扶養控除等申告書のマイナンバー欄に、毎年マイナンバーを記載してもらった場合、毎年本人確認が必要となります。そして、マイナンバーが記載された申告書には、安全対策を施さなければなりません。毎年受け取る申告書に対し、本人確認手続きおよび安全対策が必要となれば、費やすコストは多大なものになります。

しかし、マイナンバーが記載された平成28年分申告書を提出されており、その申告書自体もしくは申告書に基づく情報を帳簿として保管している場合には、29年分のマイナンバー記載を省略できます。
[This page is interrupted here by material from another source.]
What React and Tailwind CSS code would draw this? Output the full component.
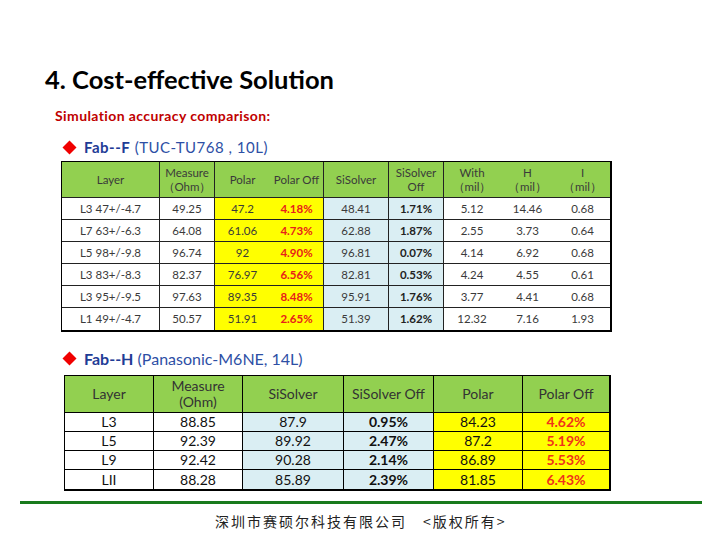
import React from "react";

const t1Cols = "grid-cols-[98px_55px_55px_54px_65px_55px_56px_55px_55px]";

const t1Head = [
  ["Layer"],
  ["Measure", "（Ohm）"],
  ["Polar"],
  ["Polar Off"],
  ["SiSolver"],
  ["SiSolver", "Off"],
  ["With", "（mil）"],
  ["H", "（mil）"],
  ["I", "（mil）"],
];

const t1Rows = [
  ["L3 47+/-4.7", "49.25", "47.2", "4.18%", "48.41", "1.71%", "5.12", "14.46", "0.68"],
  ["L7 63+/-6.3", "64.08", "61.06", "4.73%", "62.88", "1.87%", "2.55", "3.73", "0.64"],
  ["L5 98+/-9.8", "96.74", "92", "4.90%", "96.81", "0.07%", "4.14", "6.92", "0.68"],
  ["L3 83+/-8.3", "82.37", "76.97", "6.56%", "82.81", "0.53%", "4.24", "4.55", "0.61"],
  ["L3 95+/-9.5", "97.63", "89.35", "8.48%", "95.91", "1.76%", "3.77", "4.41", "0.68"],
  ["L1 49+/-4.7", "50.57", "51.91", "2.65%", "51.39", "1.62%", "12.32", "7.16", "1.93"],
];

const t2Head = [["Layer"], ["Measure", "(Ohm)"], ["SiSolver"], ["SiSolver Off"], ["Polar"], ["Polar Off"]];
const t2Rows = [
  ["L3", "88.85", "87.9", "0.95%", "84.23", "4.62%"],
  ["L5", "92.39", "89.92", "2.47%", "87.2", "5.19%"],
  ["L9", "92.42", "90.28", "2.14%", "86.89", "5.53%"],
  ["LII", "88.28", "85.89", "2.39%", "81.85", "6.43%"],
];

function Diamond() {
  return (
    <svg width="15" height="15" viewBox="0 0 15 15" className="shrink-0">
      <polygon points="7.5,0.5 14.5,7.5 7.5,14.5 0.5,7.5" fill="#f00000" />
    </svg>
  );
}

function Table1() {
  return (
    <div className="ml-[61px] w-[551px] border-t border-l border-r-2 border-b-2 border-black text-[11.5px] text-[#3a3a3a]">
      <div className={`grid ${t1Cols}`}>
        {t1Head.map((h, i) => (
          <div
            key={i}
            className={`h-[36px] bg-[#92d050] border-b border-[#222] flex flex-col items-center justify-center leading-[14px] ${
              i === 2 || i === 6 || i === 7 || i === 8 ? "" : "border-r"
            }`}
          >
            {h.map((l, j) => (
              <span key={j}>{l}</span>
            ))}
          </div>
        ))}
        {t1Rows.map((r, ri) =>
          r.map((c, ci) => {
            let bg = "bg-white";
            if (ci === 2 || ci === 3) bg = "bg-[#ffff00]";
            if (ci === 4 || ci === 5) bg = "bg-[#daeef3]";
            let txt = "";
            if (ci === 3) txt = "text-[#e8201a] font-bold";
            if (ci === 5) txt = "font-bold text-[#222]";
            const br = ci === 2 || ci === 6 || ci === 7 || ci === 8 ? "" : "border-r";
            const bb = ri === 5 ? "h-[22px]" : "h-[22px] border-b";
            return (
              <div key={ri + "-" + ci} className={`${bg} ${txt} ${br} ${bb} border-[#222] flex items-center justify-center`}>
                {c}
              </div>
            );
          })
        )}
      </div>
    </div>
  );
}

function Table2() {
  return (
    <div className="ml-[64px] w-[547px] border-t border-l border-r-2 border-b-2 border-black text-[14px] text-[#111]">
      <div className="grid grid-cols-[89px_89px_101px_90px_89px_86px]">
        {t2Head.map((h, i) => (
          <div
            key={i}
            className={`h-[37px] bg-[#92d050] border-b border-black flex flex-col items-center justify-center leading-[16px] text-[#333] ${
              i === 5 ? "" : "border-r"
            }`}
          >
            {h.map((l, j) => (
              <span key={j}>{l}</span>
            ))}
          </div>
        ))}
        {t2Rows.map((r, ri) =>
          r.map((c, ci) => {
            let bg = "bg-white";
            if (ci === 2 || ci === 3) bg = "bg-[#daeef3]";
            if (ci === 4 || ci === 5) bg = "bg-[#ffff00]";
            let txt = "";
            if (ci === 3) txt = "font-bold";
            if (ci === 5) txt = "font-bold text-[#f0321a]";
            const br = ci === 5 ? "" : "border-r";
            const bb = ri === 3 ? "h-[19px]" : "h-[19px] border-b";
            return (
              <div key={ri + "-" + ci} className={`${bg} ${txt} ${br} ${bb} border-black flex items-center justify-center leading-none`}>
                {c}
              </div>
            );
          })
        )}
      </div>
    </div>
  );
}

export default function App() {
  return (
    <div className="w-[720px] h-[540px] bg-white overflow-hidden font-['Lato','Liberation_Sans',sans-serif]">
      <div className="pt-[64px]">
        <h1 className="ml-[45px] text-[25.5px] leading-[31px] font-bold text-black">4. Cost-effective Solution</h1>
        <p className="mt-[12px] ml-[55px] text-[14px] leading-[17px] tracking-[0.4px] font-bold text-[#c00000]">
          Simulation accuracy comparison:
        </p>
        <div className="mt-[14px] ml-[62px] flex items-center gap-[7px] h-[19px] text-[15px] leading-[19px] tracking-[0.5px]">
          <Diamond />
          <span className="text-[#1f3c96]">
            <span className="font-bold">Fab--F</span>{" "}
            <span className="text-[#2d4fa5]">(TUC-TU768 , 10L)</span>
          </span>
        </div>
        <div className="mt-[4px]">
          <Table1 />
        </div>
        <div className="mt-[16px] ml-[62px] flex items-center gap-[7px] h-[21px] text-[16px] leading-[21px]">
          <Diamond />
          <span className="text-[#1f3c96]">
            <span className="font-bold">Fab--H</span>{" "}
            <span className="text-[#2d4fa5]">(Panasonic-M6NE, 14L)</span>
          </span>
        </div>
        <div className="mt-[6px]">
          <Table2 />
        </div>
        <div className="mt-[10px] ml-[20px] w-[682px] h-[3px] bg-[#187a1c]" />
        <div className="mt-[7px] ml-[215px] text-[14px] leading-[20px] tracking-[2px] text-[#222] font-['Noto_Sans_CJK_SC',sans-serif]">
          深圳市赛硕尔科技有限公司　&lt;版权所有&gt;
        </div>
      </div>
    </div>
  );
}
平成29年分扶養控除等申告書のマイナンバー記載省略の要件

①「平成28年分申告書を提出」の申告書とは?

以下の申告書のことを言います。

・給与所得者の扶養控除等申告書
・従たる給与についての扶養控除等申告書
・退職所得の受給に関する申告書
・公的年金等の受給者の扶養親族等申告書

②「申告書自体もしくは申告書に基づく情報を帳簿として保管」とは?

 

申告書に基づく情報とは、申告書提出者本人、控除対象配偶者、控除対象扶養親族等の下記事項を言います。

・氏名
・住所
・マイナンバー
・帳簿作成の根拠となった申告書の名称
・申告書の提出年月日

提出された平成28年分申告書自体を綴って提出年月日を記載し帳簿を作成、もしくは上記の情報を記載し帳簿を作成し、保管(情報漏れがないよう、施錠等の安全対策の対象となります)すればよいということになります。

マイナンバー等の特定個人情報の記載された書類は、安全対策の対象になりますので、極力少なくしたいものですね。